The majority observes that the trial judge was free to reject the evidence of self-defense which the defendant’s husband, called as the court’s witness, offered in his testimony. Yet, even the majority concedes that the husband’s testimony was not directly rebutted. And if the husband’s trial testimony had any impact, it supported the defendant’s self-defense theory because the prior inconsistent statements were, as the trial judge indicated, not admitted as substantive evidence of the defendant’s guilt or innocence, but admitted solely to impeach the husband. Because the only possible negative effect of the husband’s prior inconsistent statements would have been to cancel out his trial testimony favorable to the defendant, the State was left with only the testimony by *1005the police officers and the assistant state’s attorney as to what the defendant told them.

The majority also states that the husband testified that when the deceased was stabbed she was twisted down and held by the defendant’s husband so that her back was exposed to the defendant. I do not believe this account gives the complete picture of the husband’s testimony. He testified that the death occurred in the midst of a violent struggle, when the defendant reacted to the deceased’s sweeping stab at her. Only after the deceased had swung did the defendant respond immediately and stab her, and any exposure of the deceased’s back to the defendant resulted from the deceased’s sweeping stab at the defendant. Although the husband testified that he was holding the deceased’s right hand there is nothing in the record to indicate he was holding it in a way which restrained her. Rather, it is more likely he was holding her right hand because they had been walking on the beach hand-in-hand. And, none of the testimony shows how much control he was exerting over her or whether she was in any way subdued. Thus, it is erroneous to conclude from this testimony that the defendant’s belief she was under imminent threat of death or great bodily harm was unreasonable because the deceased was so restrained and off-balance as to be a helplessly immobilized target.
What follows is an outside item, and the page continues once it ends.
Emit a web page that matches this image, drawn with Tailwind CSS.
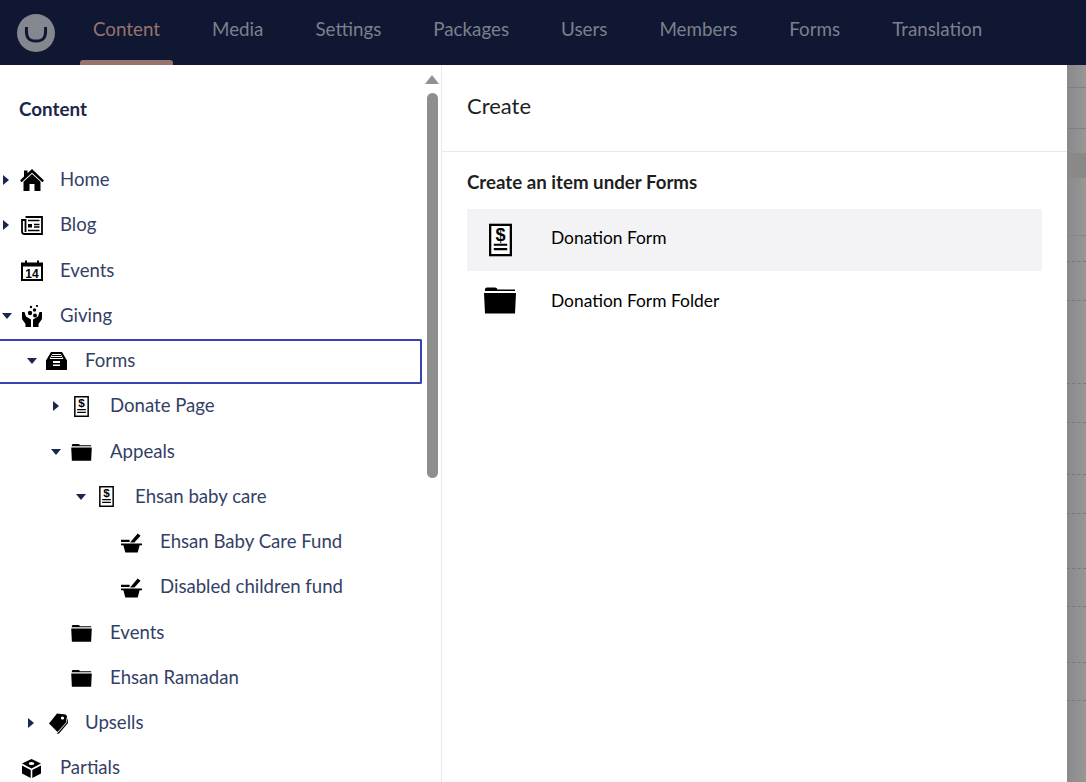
<!DOCTYPE html>
<html lang="en">

<head>
    <meta charset="UTF-8">
    <meta name="viewport" content="width=device-width, initial-scale=1.0">
    <script src="https://cdn.jsdelivr.net/npm/@tailwindcss/browser@4"></script>
    <title>Content - Create</title>
</head>

<body class="w-[1086px] h-[782px] overflow-hidden bg-white font-['Lato','Noto_Sans',sans-serif]">
    <!-- icons used more than once -->
    <svg class="hidden">
        <symbol id="folder" viewBox="0 0 32 28">
            <path d="M1 6V3.2Q1 1.5 3 1.5H11Q13 1.5 13.5 3.5H31V5H1ZM0 7H32L31 27.5H1Z" fill="#000" />
        </symbol>
        <symbol id="donation" viewBox="0 0 24 34">
            <rect x="1.2" y="1.2" width="21.6" height="31.6" fill="#fff" stroke="#000" stroke-width="2.4" />
            <text x="12" y="18" text-anchor="middle" font-size="19" font-weight="900" font-family="Liberation Sans">$</text>
            <path d="M5 22H19M5 26.5H19" stroke="#000" stroke-width="2.2" />
        </symbol>
        <symbol id="mortar" viewBox="0 0 22 22">
            <path d="M0 8H9V10.5H0ZM0 12H22V14H19.5L17.5 21.5H4.5L2.5 14H0Z" fill="#000" />
            <path d="M9.5 11L17.5 1.5L20.5 3.8L14 11Z" fill="#000" />
        </symbol>
        <symbol id="down" viewBox="0 0 10 6">
            <path d="M0 0H10L5 6Z" fill="#1b264f" />
        </symbol>
        <symbol id="right" viewBox="0 0 6 10">
            <path d="M0 0L6 5L0 10Z" fill="#1b264f" />
        </symbol>
    </svg>

    <!-- top bar -->
    <header class="h-[65px] bg-[#0f1733] flex items-center text-[18.8px] text-[#7c808c]">
        <div class="w-[38px] h-[38px] ml-[17px] rounded-full bg-[#85878e] flex items-center justify-center">
            <svg width="24" height="24" viewBox="0 0 24 24" fill="none">
                <path d="M2.5 6C2 15 3 20 12 20C21 20 22 15 21.5 6" stroke="#0f1733" stroke-width="3" />
            </svg>
        </div>
        <nav class="flex ml-[25px] h-full">
            <a class="relative w-[93px] pb-[6px] flex items-center justify-center text-[#98736e]">Content
                <span class="absolute bottom-0 left-0 right-0 h-[5px] rounded-t-[3px] bg-[#98736e]"></span>
            </a>
            <a class="flex items-center pb-[6px] ml-[39px]">Media</a>
            <a class="flex items-center pb-[6px] ml-[52px]">Settings</a>
            <a class="flex items-center pb-[6px] ml-[52px]">Packages</a>
            <a class="flex items-center pb-[6px] ml-[52px]">Users</a>
            <a class="flex items-center pb-[6px] ml-[52px]">Members</a>
            <a class="flex items-center pb-[6px] ml-[52px]">Forms</a>
            <a class="flex items-center pb-[6px] ml-[52px]">Translation</a>
        </nav>
    </header>

    <div class="flex h-[717px]">
        <!-- content tree -->
        <aside class="w-[442px] shrink-0 flex border-r border-[#e9e9eb] overflow-hidden">
            <div class="w-[423px] shrink-0">
                <h2 class="pl-[19px] pt-[33px] text-[18.8px] leading-[22px] font-bold text-[#1b264f]">Content</h2>
                <ul class="mt-[37.5px] text-[18.6px] text-[#343f66]">
                    <li class="h-[45.25px] flex items-center">
                        <svg class="ml-[3px]" width="6" height="10"><use href="#right" /></svg>
                        <svg class="ml-[11px]" width="24" height="22" viewBox="0 0 24 22">
                            <path d="M12 0L24 11.5L22.4 13.2L12 3.8L1.6 13.2L0 11.5L4 7.6V1.5H7.5V4.3ZM12 5L20.5 12.8V22H14.5V15H9.5V22H3.5V12.8Z" fill="#000" />
                        </svg>
                        <span class="ml-[16px]">Home</span>
                    </li>
                    <li class="h-[45.25px] flex items-center">
                        <svg class="ml-[3px]" width="6" height="10"><use href="#right" /></svg>
                        <svg class="ml-[12px]" width="22" height="19" viewBox="0 0 22 19" fill="none" stroke="#000">
                            <path d="M4.5 1H21V18H3.5Q1 18 1 15.5V4H4.5V16" stroke-width="1.8" />
                            <path d="M7 4.5H18.5M13 8.5H18.5M13 11H18.5M7 14.5H18.5" stroke-width="1.5" />
                            <rect x="7" y="8" width="4" height="3.5" fill="#000" stroke="none" />
                        </svg>
                        <span class="ml-[17px]">Blog</span>
                    </li>
                    <li class="h-[45.25px] flex items-center">
                        <svg class="ml-[21px]" width="22" height="21" viewBox="0 0 22 21">
                            <path d="M0 2.5H4V0.5H6V2.5H16V0.5H18V2.5H22V21H0ZM2 6.5V19H20V6.5Z" fill="#000" />
                            <text x="11" y="17.5" text-anchor="middle" font-size="12" font-weight="700" font-family="Liberation Sans">14</text>
                        </svg>
                        <span class="ml-[17px]">Events</span>
                    </li>
                    <li class="h-[45.25px] flex items-center">
                        <svg class="ml-[2px]" width="10" height="6"><use href="#down" /></svg>
                        <svg class="ml-[10px]" width="20" height="22" viewBox="0 0 20 22">
                            <path d="M0 7H2.5L4 11.5L9 14.5V22H3.5V19L0 14ZM20 7H17.5L16 11.5L11 14.5V22H16.5V19L20 14Z" fill="#000" />
                            <circle cx="8" cy="8" r="2.2" fill="#000" />
                            <circle cx="12.5" cy="5" r="1.7" fill="#000" />
                            <circle cx="13" cy="10.5" r="2" fill="#000" />
                            <circle cx="9" cy="2" r="1.2" fill="#000" />
                            <circle cx="15" cy="1" r="1.1" fill="#000" />
                        </svg>
                        <span class="ml-[18px]">Giving</span>
                    </li>
                    <!-- selected node -->
                    <li class="h-[45.25px] w-[422px] flex items-center border-2 border-l-0 border-[#3544b1] rounded-r-[2px]">
                        <svg class="ml-[27px]" width="10" height="6"><use href="#down" /></svg>
                        <svg class="ml-[9px]" width="21" height="18" viewBox="0 0 21 18">
                            <path d="M5 0H16L21 8.5V18H0V8.5ZM6.3 2L3.6 7H17.4L14.7 2ZM7 9V11H14V9ZM7 12.5V14H14V12.5Z" fill="#000" fill-rule="evenodd" />
                            <path d="M6 3.5H15M5 5.5H16" stroke="#000" stroke-width="1" />
                        </svg>
                        <span class="ml-[18px]">Forms</span>
                    </li>
                    <li class="h-[45.25px] flex items-center">
                        <svg class="ml-[53px]" width="6" height="10"><use href="#right" /></svg>
                        <svg class="ml-[15px]" width="15" height="21"><use href="#donation" /></svg>
                        <span class="ml-[21px]">Donate Page</span>
                    </li>
                    <li class="h-[45.25px] flex items-center">
                        <svg class="ml-[51px]" width="10" height="6"><use href="#down" /></svg>
                        <svg class="ml-[10px]" width="21" height="18"><use href="#folder" /></svg>
                        <span class="ml-[18px]">Appeals</span>
                    </li>
                    <li class="h-[45.25px] flex items-center">
                        <svg class="ml-[76px]" width="10" height="6"><use href="#down" /></svg>
                        <svg class="ml-[13px]" width="15" height="21"><use href="#donation" /></svg>
                        <span class="ml-[21px]">Ehsan baby care</span>
                    </li>
                    <li class="h-[45.25px] flex items-center">
                        <svg class="ml-[121px]" width="21" height="21"><use href="#mortar" /></svg>
                        <span class="ml-[18px]">Ehsan Baby Care Fund</span>
                    </li>
                    <li class="h-[45.25px] flex items-center">
                        <svg class="ml-[121px]" width="21" height="21"><use href="#mortar" /></svg>
                        <span class="ml-[18px]">Disabled children fund</span>
                    </li>
                    <li class="h-[45.25px] flex items-center">
                        <svg class="ml-[71px]" width="21" height="18"><use href="#folder" /></svg>
                        <span class="ml-[18px]">Events</span>
                    </li>
                    <li class="h-[45.25px] flex items-center">
                        <svg class="ml-[71px]" width="21" height="18"><use href="#folder" /></svg>
                        <span class="ml-[18px]">Ehsan Ramadan</span>
                    </li>
                    <li class="h-[45.25px] flex items-center">
                        <svg class="ml-[28px]" width="6" height="10"><use href="#right" /></svg>
                        <svg class="ml-[14px]" width="20" height="21" viewBox="0 0 20 21">
                            <path d="M9 0.5L17.5 1.5L19 3L18 9.5L9.5 19L1 10.5Z" fill="#000" />
                            <path d="M19.5 5L20 10L11 20.5L8.5 21L11 18.5L18.5 10Z" fill="#000" />
                            <circle cx="14.5" cy="5" r="1.6" fill="#fff" />
                        </svg>
                        <span class="ml-[17px]">Upsells</span>
                    </li>
                    <li class="h-[45.25px] flex items-center">
                        <svg class="ml-[22px]" width="19" height="19" viewBox="0 0 19 19">
                            <path d="M9.5 0L19 4.5L9.5 9.5L0 4.5Z" fill="#000" />
                            <path d="M0 6.5L8.7 11V19L0 14.5ZM19 6.5L10.3 11V19L19 14.5Z" fill="#000" />
                            <ellipse cx="9.5" cy="4.5" rx="2.8" ry="1.5" fill="#fff" />
                        </svg>
                        <span class="ml-[19px]">Partials</span>
                    </li>
                </ul>
            </div>
            <!-- scrollbar -->
            <div class="w-[19px] flex flex-col items-center pt-[10px]">
                <div class="w-0 h-0 border-x-[7px] border-x-transparent border-b-[9px] border-b-[#919191]"></div>
                <div class="w-[11px] h-[385px] mt-[9px] rounded-full bg-[#8e8e8e]"></div>
            </div>
        </aside>

        <!-- create dialog -->
        <main class="w-[625px] shrink-0 bg-white text-black">
            <div class="h-[87px] pl-[25px] pt-[27px] border-b border-[#e9e9eb] text-[22px] leading-[27px] text-[#1f1f1f]">Create</div>
            <div class="pl-[25px] pr-[25px]">
                <h3 class="mt-[19px] text-[18.7px] leading-[22px] font-bold text-[#1f1f1f]">Create an item under Forms</h3>
                <ul class="mt-[16px] text-[17.4px]">
                    <li class="h-[62px] flex items-center bg-[#f3f3f5]">
                        <svg class="ml-[22px]" width="23" height="34"><use href="#donation" /></svg>
                        <span class="ml-[39px] mb-[3px]">Donation Form</span>
                    </li>
                    <li class="h-[62px] flex items-center">
                        <svg class="ml-[17px] mb-[4px]" width="32" height="28"><use href="#folder" /></svg>
                        <span class="ml-[35px] mb-[2px]">Donation Form Folder</span>
                    </li>
                </ul>
            </div>
        </main>

        <!-- page behind the overlay, its rows just visible -->
        <div class="flex-1 flex flex-col bg-gradient-to-r from-[#8a8a8a] to-[#979797]">
            <div class="h-[23px] shrink-0 border-b border-[#808080]"></div>
            <div class="h-[41px] shrink-0 border-b border-[#808080]"></div>
            <div class="h-[24px] shrink-0"></div>
            <div class="h-[25px] shrink-0 bg-[#8b8888]"></div>
            <div class="h-[58px] shrink-0 border-b border-[#868686]"></div>
            <div class="h-[26px] shrink-0 border-b border-dashed border-[#777777]"></div>
            <div class="h-[39px] shrink-0 border-b border-dashed border-[#777777]"></div>
            <div class="h-[83px] shrink-0 border-b border-dashed border-[#777777]"></div>
            <div class="h-[39px] shrink-0 border-b border-dashed border-[#777777]"></div>
            <div class="h-[52px] shrink-0 border-b border-dashed border-[#777777]"></div>
            <div class="h-[39px] shrink-0 border-b border-dashed border-[#777777]"></div>
            <div class="h-[55px] shrink-0 border-b border-dashed border-[#777777]"></div>
            <div class="h-[38px] shrink-0 border-b border-dashed border-[#777777]"></div>
            <div class="h-[56px] shrink-0 border-b border-dashed border-[#777777]"></div>
            <div class="h-[38px] shrink-0 border-b border-dashed border-[#777777]"></div>
        </div>
    </div>
</body>

</html>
Further, the search for and discovery of a knife by Officer Ryan, discussed at length in the majority opinion, did not prove the defendant in any way culpable. The State’s suggestion that this knife was planted by the defendant and her husband after Jenkins’ body was removed is pure speculation — the State introduced no evidence whatsoever to support this theory.

Finally, the majority notes that the record contains no assertion that the defendant actually believed the deceased posed a threat to her. However, it was not the defendant’s obligation to offer such proof. It is crucial to point out again that the defendant’s conviction must rest on the strength of the State’s proof that her belief she was being attacked was unreasonable. Thus, that the defendant may have failed to prove that she acted in self-defense did not lessen the State’s burden of proving the elements of the offense of voluntary manslaughter. Here, the proof offered by the State of the defendant’s state of mind was woefully lacking. In such a case, the presumption of an accused’s innocence until guilt is proved must be respected. By emphasizing the weaknesses in the evidence favorable to the defendant, the majority runs perilously close to placing the burden of proof in a criminal trial upon a defendant.

I do not take issue with the maxim quoted by the majority that it is the trial court’s duty to determine the credibility of witnesses, including the *1006weight to be given to their testimony, and that on review this court will not substitute its judgment for that of the trier of fact. Nevertheless, a reviewing court has a duty to examine the evidence in a criminal case; if that evidence raises a serious doubt of a defendant’s guilt, a conviction must be reversed. Otherwise, the concept of reasonable doubt, one of the cornerstones of our criminal justice system, would be irrevocably eroded.

Accordingly, I would reverse the trial court’s judgment finding the defendant guilty of voluntary manslaughter.